In particular, the question of stability is an important one because
linguists often draw inferences about human language on the basis of a
sample, whether small and biased or large and balanced in terms of area and
genealogy. Specifically, it would be ideal if linguists could infer the
universal probability (or ‘learnability’) of a linguistic type from the
empirical frequency of that type (Cysouw 2011). The possibility to draw
valid inferences of this sort depends, however, to a large extent on some
version of the uniformitarian assumption, i.e., the idea that ‘human
languages have always been pretty much the same in terms of the typological
distribution of the units that compose them’ (Newmeyer 2002).
The uniformitarian assumption has been called into question in a number of
ways. For example, Maslova (2000) argued that the assumption of a
stationary distribution, such that the present-day distribution of
linguistic properties in the world’s languages, is independent of an
initial state, and cannot be maintained. As a result, it becomes crucial to
directly target transition probabilities between types (see also Dunn et
al. 2011, Cysouw 2011, Bickel 2015). Greenberg (1978) observed that
particular distributions might indicate different degrees of inherent
stability. Nichols (1992, 2003) and Wichmann & Holman (2009) provide
concrete measures of the relative stability of cross-linguistically
comparable properties. Of the 137 properties examined, 19 deal with sound
patterns, which show varying degrees of stability. For example, consonant
inventories are rated as ‘very unstable,’ while tone is ‘very stable.’

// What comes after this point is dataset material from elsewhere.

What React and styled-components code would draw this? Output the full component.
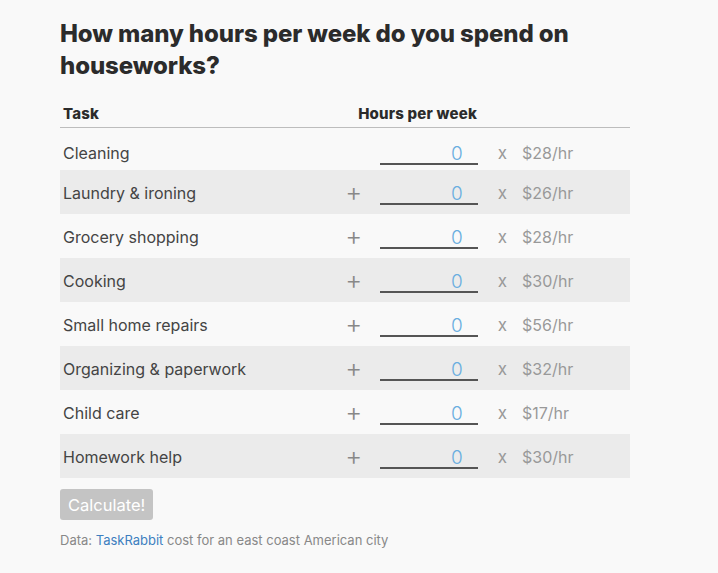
import React from "react";
import styled, { createGlobalStyle } from "styled-components";

const Global = createGlobalStyle`
  html, body { margin: 0; padding: 0; background: #f9f9f9; }
  body { font-family: Inter, "Noto Sans", sans-serif; color: #333; }
`;

const Page = styled.div`
  width: 570px;
  padding: 18px 0 0 60px;
`;

const Title = styled.h1`
  margin: 0 0 18px 0;
  font-size: 24px;
  line-height: 32px;
  font-weight: 800;
  color: #2b2b2b;
  letter-spacing: -0.1px;
`;

const Header = styled.div`
  display: flex;
  align-items: center;
  height: 27px;
  padding-left: 3px;
  border-bottom: 1px solid #bdbdbd;
  font-size: 15px;
  font-weight: 800;
  color: #2b2b2b;
  letter-spacing: 0.2px;
`;

const HeadTask = styled.div`
  flex: 1;
`;

const HeadHours = styled.div`
  margin-right: 153px;
`;

const Row = styled.div`
  box-sizing: border-box;
  display: flex;
  align-items: center;
  height: ${(p) => (p.$first ? 42 : 44)}px;
  padding: ${(p) => (p.$first ? "6px 0 0 3px" : "0 0 0 3px")};
  background: ${(p) => (p.$shade ? "#ebebeb" : "transparent")};
  font-size: 16px;
  color: #444;
`;

const TaskName = styled.div`
  flex: 1;
  padding-top: 2px;
`;

const Plus = styled.div`
  width: 30px;
  margin-right: 11px;
  text-align: center;
  font-size: 26px;
  font-weight: 300;
  line-height: 26px;
  color: #888;
  visibility: ${(p) => (p.$hidden ? "hidden" : "visible")};
`;

const HoursInput = styled.input`
  box-sizing: border-box;
  width: 98px;
  height: 26px;
  padding: 4px 15px 0 0;
  border: none;
  border-bottom: 2px solid #555;
  background: transparent;
  text-align: right;
  font-family: Inter, "Noto Sans", sans-serif;
  font-size: 19px;
  line-height: 20px;
  font-weight: 300;
  color: #6aaee0;
  outline: none;
`;

const Times = styled.div`
  padding: 2px 15px 0 20px;
  font-size: 17px;
  color: #999;
`;

const Rate = styled.div`
  width: 108px;
  padding-top: 2px;
  font-size: 16px;
  color: #999;
`;

const Button = styled.button`
  margin-top: 11px;
  height: 31px;
  padding: 0 8px;
  border: none;
  border-radius: 3px;
  background: #c4c4c4;
  color: #fff;
  font-family: Inter, "Noto Sans", sans-serif;
  font-size: 16.5px;
`;

const Note = styled.p`
  margin: 12px 0 0 0;
  font-size: 13px;
  color: #888;
`;

const Link = styled.a`
  color: #3d7fc0;
  text-decoration: none;
`;

const tasks = [
  ["Cleaning", 28],
  ["Laundry & ironing", 26],
  ["Grocery shopping", 28],
  ["Cooking", 30],
  ["Small home repairs", 56],
  ["Organizing & paperwork", 32],
  ["Child care", 17],
  ["Homework help", 30],
];

export default function App() {
  return (
    <Page>
      <Global />
      <Title>How many hours per week do you spend on houseworks?</Title>
      <Header>
        <HeadTask>Task</HeadTask>
        <HeadHours>Hours per week</HeadHours>
      </Header>
      {tasks.map(([name, rate], i) => (
        <Row key={name} $shade={i % 2 === 1} $first={i === 0}>
          <TaskName>{name}</TaskName>
          <Plus $hidden={i === 0}>+</Plus>
          <HoursInput defaultValue="0" />
          <Times>x</Times>
          <Rate>${rate}/hr</Rate>
        </Row>
      ))}
      <Button>Calculate!</Button>
      <Note>
        Data: <Link href="#">TaskRabbit</Link> cost for an east coast American city
      </Note>
    </Page>
  );
}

While these studies provide us with a big picture of the relative stability
of a number of properties, as well as some methodological foundations, we
are still far from understanding the relative stability of a wide range of
sound patterns. In particular, many aspects of (in)stability are
potentially invisible to particular methodologies. For example, it may be
the case that the phonetic precursors of, e.g., three-way length
distinctions or prenasalized stops distinctions, are frequently innovated
by speakers yet are not phonologized. Such frequent but evancescent
innovations were envisioned already by Greenberg (1978), who predicted that
they would be relatively frequent in languages and distributed relatively
evenly among genealogical stocks.
Some proposals have been made about the inherent stability or instability
of particular sound patterns. For example, Jacques (2011) argues that
aspirated fricatives, despite the multiplicity of diachronic sources, are
inherently unstable, due to their tendency to merge with other sounds.
Dediu and Cysouw (2013) find that the feature [round] is unstable, i.e.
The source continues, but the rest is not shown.